Research Project by Duncan Blythe (ex-member), Alan Akbik & Roland Vollgraf
The aim of this project is to use the intrinsic structure of language to train deep-learn models to better model textual data. Good modeling of textual data implies:
- Being able to differentiate proper language use from improper language use
- Being able to generate sensible and diverse samples from the language under study
- Useful applications of language modeling to downstream tasks such as predicting customer ratings from textual reviews (“sentiment analysis”) or locating mentions of fashion brands in a large corpus of text (“named-entity-recognition”).

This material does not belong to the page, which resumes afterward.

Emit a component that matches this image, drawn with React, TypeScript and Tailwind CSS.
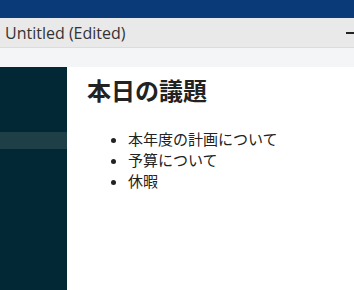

Our approach is illustrated in the image below:
We consider a sentence such as “The dog is chasing the cat”. Standard language models model the likelihood of future words given already seen words (how likely is “cat” given “The dog is chasing”). Our approach goes further than this and also models the likelihood of future grammatical roles given past words and their grammatical roles. This is displayed at the top of the image — for instance it is very likely that a noun follows the verb phrase “is chasing”. Our project investigates to what extent this two-fold modeling improves the language understanding which can be derived from the model.
Our experiments show that in certain cases this joint modeling can significantly improve the standard approach of only modeling the words by themselves. In doing so we use techniques based on sequential Monte Carlo sampling.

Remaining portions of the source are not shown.